There's an extensive literature of slave narratives, but much less so of narratives written by fugitive slaves on the run. This collection of twelve first person narratives from 1815 to 1901 by runaway slaves felt like reading holocaust literature in its power to evoke the violence, sadistic torture, and exploitation of systemic evil. Several of these accounts are by famous writers whose works have remained in print — Frederick Douglass, Nat Turner, and Harriet Jacobs. Others works haven't been in print for over a hundred years.
These narratives disabuse us of any romantic notions about slave life, and of the idea that slaves were passively compliant people. Rather, they attest to the creativity, bravery, perseverance, and drastic measures that some slaves took in order to claim their human dignity. Henry Brown shipped himself in a box to the Pennsylvania Anti-Slavery Society in Philadelphia. Ellen Craft disguised herself as a white master and her husband William as "his" slave companion for a thousand-mile journey from Georgia to Pennsylvania. When Robert the Hermit finally gained his freedom he secluded himself in a cave as a hermit.

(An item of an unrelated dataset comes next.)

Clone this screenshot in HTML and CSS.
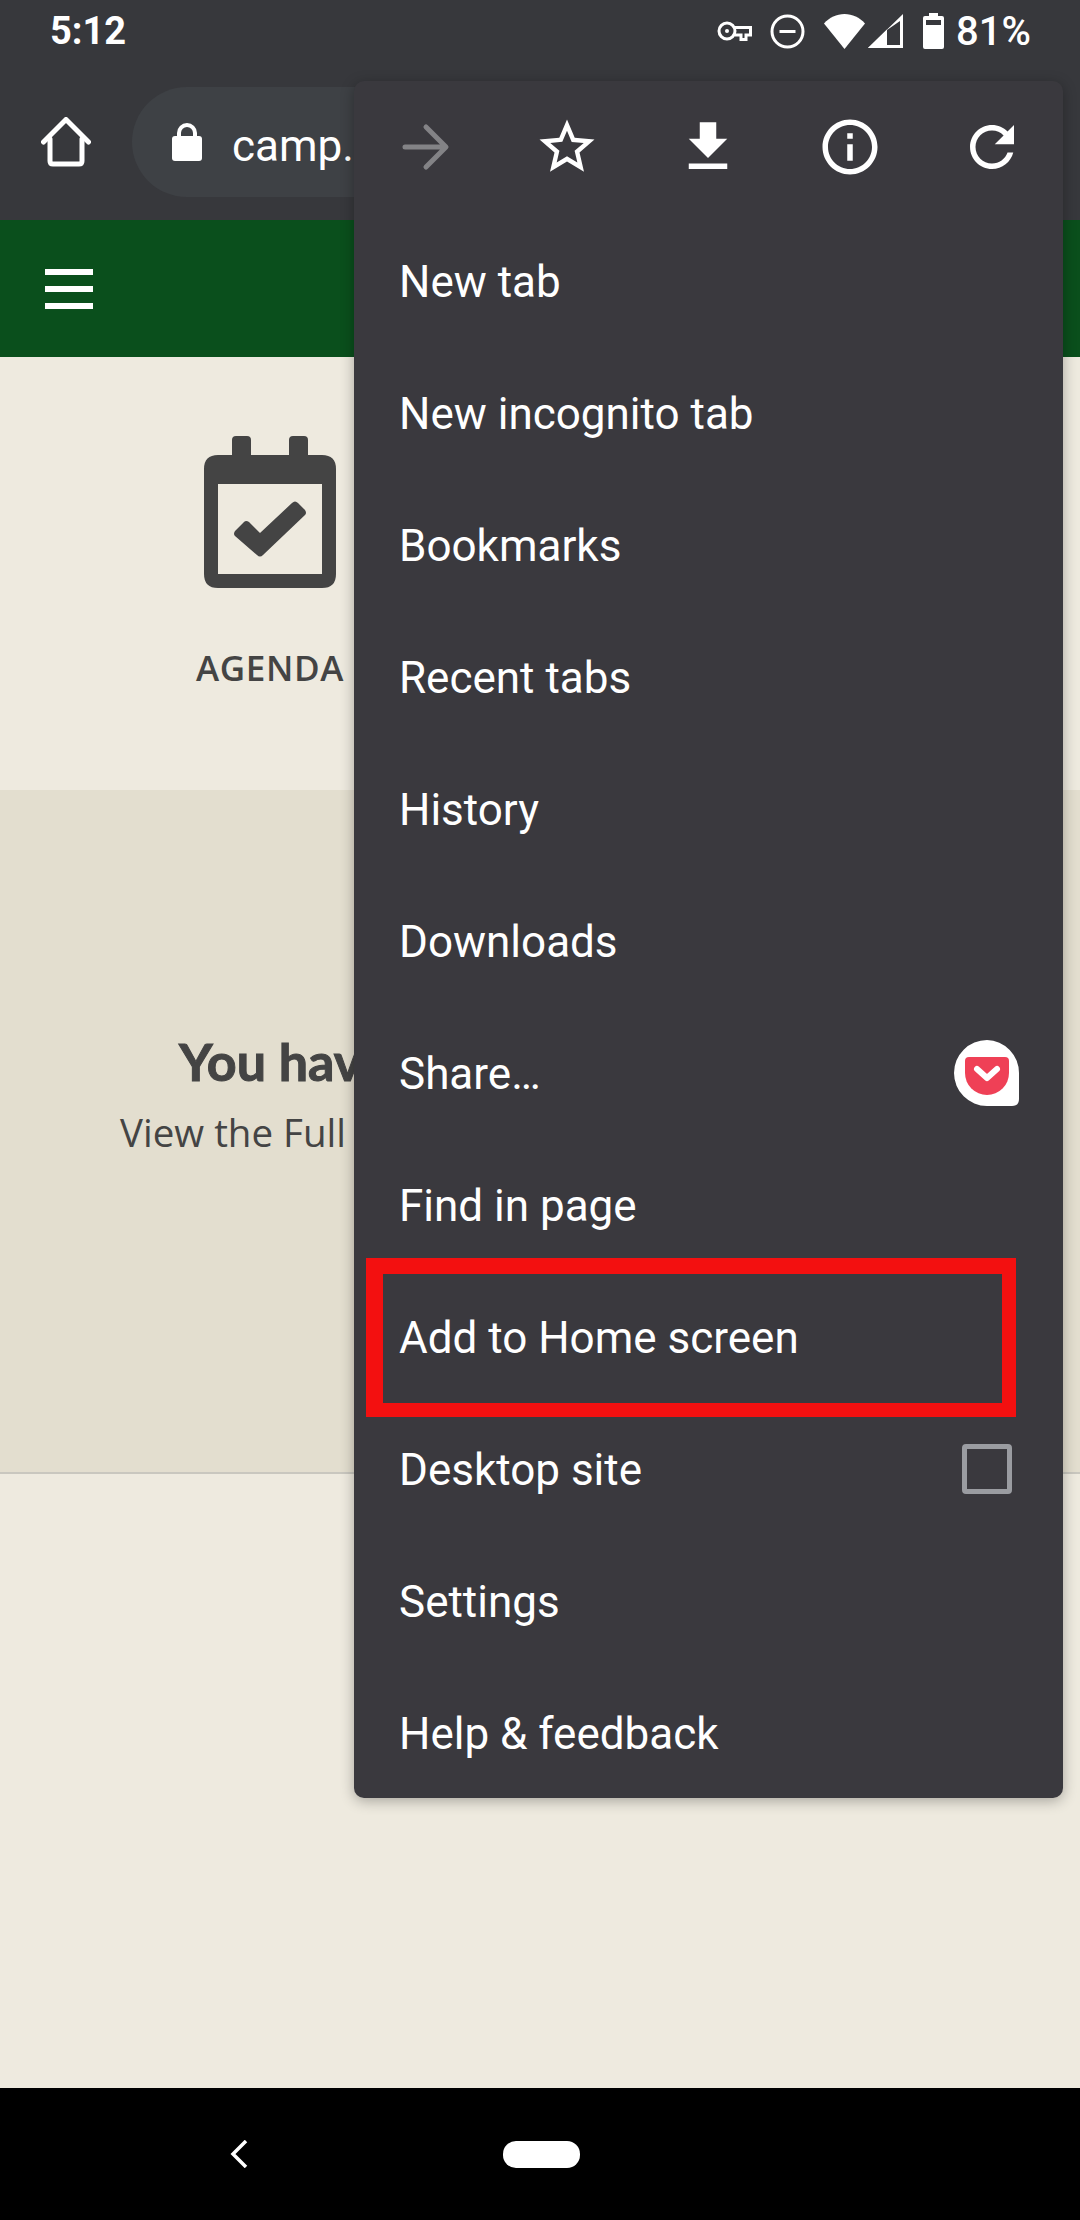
FILE: index.html
```html
<!DOCTYPE html>
<html lang="en">
<head>
    <meta charset="UTF-8">
    <title>Add to Home screen</title>
    <link rel="stylesheet" href="styles.css">
</head>
<body>
    <div class="phone">
        <div class="chrome">
            <div class="statusbar">
                <span class="time">5:12</span>
                <div class="status-icons">
                    <svg class="ic-key" width="35" height="20" viewBox="0 0 35 20" fill="none" stroke="#fff" stroke-width="3">
                        <circle cx="10" cy="10" r="8"/>
                        <circle cx="10" cy="10" r="2" fill="#fff" stroke="none"/>
                        <path d="M18 6.5H33.5V14H29V18.5H24V14H18"/>
                    </svg>
                    <svg class="ic-dnd" width="35" height="35" viewBox="0 0 35 35" fill="none" stroke="#fff" stroke-width="3">
                        <circle cx="17.5" cy="17.5" r="15.5"/>
                        <path d="M9.5 17.5H25.5"/>
                    </svg>
                    <svg class="ic-wifi" width="41" height="35" viewBox="0 0 41 35" fill="#fff">
                        <path d="M0 9.5C5.5 3.5 12.5 0 20.5 0S35.500 3.500 41 9.500L20.500 35z"/>
                    </svg>
                    <svg class="ic-signal" width="35" height="34" viewBox="0 0 35 34" fill="#fff">
                        <path d="M0 34L35 0V34zM19 16V31H32V7z" fill-rule="evenodd"/>
                        <path d="M0 34L19 15.500V34z"/>
                    </svg>
                    <svg class="ic-battery" width="21" height="36" viewBox="0 0 21 36" fill="#fff">
                        <path d="M6 0H15V3H19Q21 3 21 5V34Q21 36 19 36H2Q0 36 0 34V5Q0 3 2 3H6zM3 7V12H18V7z" fill-rule="evenodd"/>
                    </svg>
                    <span class="battery-text">81%</span>
                </div>
            </div>
            <div class="toolbar">
                <svg width="50" height="50" viewBox="0 0 50 50" fill="none" stroke="#fff" stroke-width="5" stroke-linecap="round" stroke-linejoin="round">
                    <path d="M2.500 25L25 2.500L47.500 25"/>
                    <path d="M9 22V44Q9 47 12 47H38Q41 47 41 44V22"/>
                </svg>
                <div class="urlbar">
                    <svg width="30" height="38" viewBox="0 0 30 38" fill="none">
                        <path d="M7 15V10A8 8 0 0 1 23 10V15" stroke="#fff" stroke-width="4"/>
                        <rect y="13" width="30" height="25" rx="3" fill="#fff"/>
                    </svg>
                    <span class="url-text">camp.</span>
                </div>
            </div>
        </div>

        <div class="sitebar">
            <div class="hamburger"><i></i><i></i><i></i></div>
        </div>

        <div class="tiles">
            <div class="tile">
                <svg width="132" height="152" viewBox="0 0 132 152" fill="#444">
                    <path fill-rule="evenodd" d="M32 0Q28 0 28 4V19H14Q0 19 0 33V138Q0 152 14 152H118Q132 152 132 138V33Q132 19 118 19H104V4Q104 0 100 0H89Q85 0 85 4V19H47V4Q47 0 43 0zM14 48H118V138H14z"/>
                    <path d="M31 95L40 86Q42 84 45 86L56 97L88 67Q91 64 94 67L101 74Q103 77 101 79L59 119Q56 122 53 119L31 100Q29 98 31 95z"/>
                </svg>
                <span class="tile-label">AGENDA</span>
            </div>
            <div class="tile"></div>
        </div>

        <div class="notice">
            <div class="notice-title">You have</div>
            <div class="notice-sub">View the Full</div>
        </div>

        <div class="page-rest"></div>

        <div class="navbar">
            <svg width="18" height="28" viewBox="0 0 18 28" fill="none" stroke="#fff" stroke-width="3.500">
                <path d="M16 1L3 14L16 27"/>
            </svg>
            <div class="nav-home"></div>
        </div>

        <div class="menu">
            <div class="menu-icons">
                <svg width="66" height="66" viewBox="0 0 66 66" fill="none" stroke="#838386" stroke-width="5" stroke-linecap="round" stroke-linejoin="round">
                    <path d="M13 33H53M34 13L54 33L34 53"/>
                </svg>
                <svg width="66" height="66" viewBox="0 0 24 24" fill="#fff">
                    <path d="M22 9.24l-7.19-.62L12 2 9.190 8.630 2 9.240l5.460 4.730L5.820 21 12 17.270 18.180 21l-1.630-7.030L22 9.240zM12 15.400l-3.760 2.270 1-4.280-3.320-2.880 4.380-.38L12 6.100l1.710 4.040 4.380.38-3.320 2.880 1 4.280L12 15.400z"/>
                </svg>
                <svg width="66" height="66" viewBox="0 0 24 24" fill="#fff">
                    <path d="M19 9h-4V3H9v6H5l7 7 7-7zM5 18v2h14v-2H5z"/>
                </svg>
                <svg width="66" height="66" viewBox="0 0 24 24" fill="#fff">
                    <path d="M11 7h2v2h-2zm0 4h2v6h-2zm1-9C6.480 2 2 6.480 2 12s4.480 10 10 10 10-4.480 10-10S17.520 2 12 2zm0 18c-4.410 0-8-3.590-8-8s3.590-8 8-8 8 3.590 8 8-3.590 8-8 8z"/>
                </svg>
                <svg width="66" height="66" viewBox="0 0 24 24" fill="#fff">
                    <path d="M17.650 6.350C16.200 4.900 14.210 4 12 4c-4.420 0-7.990 3.580-7.990 8s3.570 8 7.990 8c3.730 0 6.840-2.550 7.730-6h-2.080c-.82 2.330-3.040 4-5.650 4-3.310 0-6-2.690-6-6s2.690-6 6-6c1.660 0 3.140.69 4.220 1.780L13 11h7V4l-2.350 2.350z"/>
                </svg>
            </div>
            <div class="menu-item">New tab</div>
            <div class="menu-item">New incognito tab</div>
            <div class="menu-item">Bookmarks</div>
            <div class="menu-item">Recent tabs</div>
            <div class="menu-item">History</div>
            <div class="menu-item">Downloads</div>
            <div class="menu-item">
                Share…
                <svg class="pocket" width="65" height="66" viewBox="0 0 65 66">
                    <path d="M33 0A33 33 0 0 1 65 33V59Q65 66 58 66H33A33 33 0 0 1 33 0z" fill="#fff"/>
                    <path d="M15 17H51Q55 17 55 21V33A22 22 0 0 1 11 33V21Q11 17 15 17z" fill="#ef4056"/>
                    <path d="M23 29L33 38L43 29" fill="none" stroke="#fff" stroke-width="6" stroke-linecap="round" stroke-linejoin="round"/>
                </svg>
            </div>
            <div class="menu-item">Find in page</div>
            <div class="menu-item">Add to Home screen</div>
            <div class="menu-item">
                Desktop site
                <div class="checkbox"></div>
            </div>
            <div class="menu-item">Settings</div>
            <div class="menu-item">Help &amp; feedback</div>
        </div>

        <div class="highlight"></div>
    </div>
</body>
</html>
```

FILE: styles.css
```css
* {
    box-sizing: border-box;
}
body {
    margin: 0;
    background-color: #eeeadf;
    font-family: Roboto, sans-serif;
}
.phone {
    position: relative;
    width: 1080px;
    height: 2220px;
    display: flex;
    flex-direction: column;
    overflow: hidden;
}

/* android + chrome top */
.chrome {
    height: 220px;
    background-color: #37383c;
    color: #fff;
}
.statusbar {
    height: 62px;
    padding: 0 49px 0 50px;
    display: flex;
    justify-content: space-between;
    align-items: center;
}
.time {
    font-size: 38px;
    font-weight: 700;
}
.status-icons {
    display: flex;
    align-items: center;
}
.ic-dnd {
    margin-left: 18px;
}
.ic-wifi {
    margin-left: 19px;
}
.ic-signal {
    margin-left: 3px;
}
.ic-battery {
    margin-left: 20px;
}
.battery-text {
    margin-left: 12px;
    font-size: 40px;
    font-weight: 500;
}
.toolbar {
    height: 158px;
    padding: 2px 0 0 41px;
    display: flex;
    align-items: center;
}
.urlbar {
    flex: 1;
    height: 110px;
    margin: 0 60px 0 41px;
    padding-left: 40px;
    display: flex;
    align-items: center;
    gap: 30px;
    background-color: #3e4145;
    border-radius: 55px;
}
.url-text {
    font-size: 44px;
    margin-top: 8px;
}

/* site */
.sitebar {
    height: 137px;
    padding-left: 45px;
    display: flex;
    align-items: center;
    background-color: #0a4f1c;
}
.hamburger {
    display: flex;
    flex-direction: column;
    gap: 11px;
}
.hamburger i {
    display: block;
    width: 48px;
    height: 6px;
    background-color: #fff;
}
.tiles {
    height: 433px;
    display: grid;
    grid-template-columns: 1fr 1fr;
}
.tile {
    padding-top: 79px;
    display: flex;
    flex-direction: column;
    align-items: center;
}
.tile-label {
    margin-top: 56px;
    font-family: "Open Sans", sans-serif;
    font-size: 35px;
    font-weight: 600;
    letter-spacing: 0.6px;
    color: #444;
}
.notice {
    height: 684px;
    padding: 240px 0 0 120px;
    background-color: #e3decf;
    border-bottom: 2px solid #c9c7bf;
    color: #444;
}
.notice-title {
    margin-left: 59px;
    font-family: Lato, sans-serif;
    font-size: 52px;
    font-weight: 700;
    -webkit-text-stroke: 1px #444;
}
.notice-sub {
    margin-top: 14px;
    font-family: "Open Sans", sans-serif;
    font-size: 38.500px;
}
.page-rest {
    flex: 1;
}
.navbar {
    height: 132px;
    padding-left: 230px;
    display: flex;
    align-items: center;
    gap: 255px;
    background-color: #000;
}
.nav-home {
    width: 77px;
    height: 27px;
    background-color: #fff;
    border-radius: 13px;
}

/* overflow menu, sits over the page */
.menu {
    position: absolute;
    top: 81px;
    left: 354px;
    width: 709px;
    height: 1717px;
    background-color: #3a393e;
    border-radius: 10px;
    box-shadow: 0 3px 14px rgba(0, 0, 0, 0.3);
    color: #fff;
}
.menu-icons {
    height: 135px;
    padding-bottom: 3px;
    display: grid;
    grid-template-columns: repeat(5, 1fr);
    justify-items: center;
    align-items: center;
}
.menu-item {
    height: 132px;
    padding: 0 44px 0 45px;
    display: flex;
    justify-content: space-between;
    align-items: center;
    font-size: 44px;
}
.pocket {
    margin-bottom: 2px;
}
.checkbox {
    width: 50px;
    height: 50px;
    margin: 0 7px 2px 0;
    border: 5px solid #9a9ca1;
    border-radius: 4px;
}
.highlight {
    position: absolute;
    top: 1258px;
    left: 366px;
    width: 650px;
    height: 159px;
    border: solid #f31010;
    border-width: 16px 14px 14px 17px;
}
```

One of the most counter-intuitive facts of history is that blacks adopted the religion of their white oppressors, a religion that was often the primary means of their oppression. These fugitive narratives indict the many Christians and churches who justified slavery by appeal to their religion. This makes for very painful reading. But the stories also document how slaves were encouraged by a liberating God and gospel, and the many people who risked their own lives to help free them. There are multiple mentions of the Quakers, "that excellent class of people" who, as one slave put it, "I never feared to trust."
Beginning in 1444 and lasting over four hundred years, the European slave trade "marketed and merchandised" 40 million African people. Black history in what became America began in August of 1619 when 20 slaves disembarked from a ship in Jamestown, Virginia, and the captain traded them for "victualle." By 1860, the United States census identified four million slaves. The era of Jim Crow didn't end until the Supreme Court's ruling on Brown v. Board of Education, in 1954. This is a long, long history in the "land of the free and the home of the brave." Harriet Jacobs put it this way: "Sometimes I thought God was a compassionate Father, who would forgive my sins for the sake of my suffering. At other times, it seemed to me there was no justice or mercy in the divine government. I asked why the curse of slavery was permitted to exist, and why I had been so persecuted and wronged from youth up. These things took the shape of mystery, which is to this day not so clear to my soul as I trust it will be hereafter."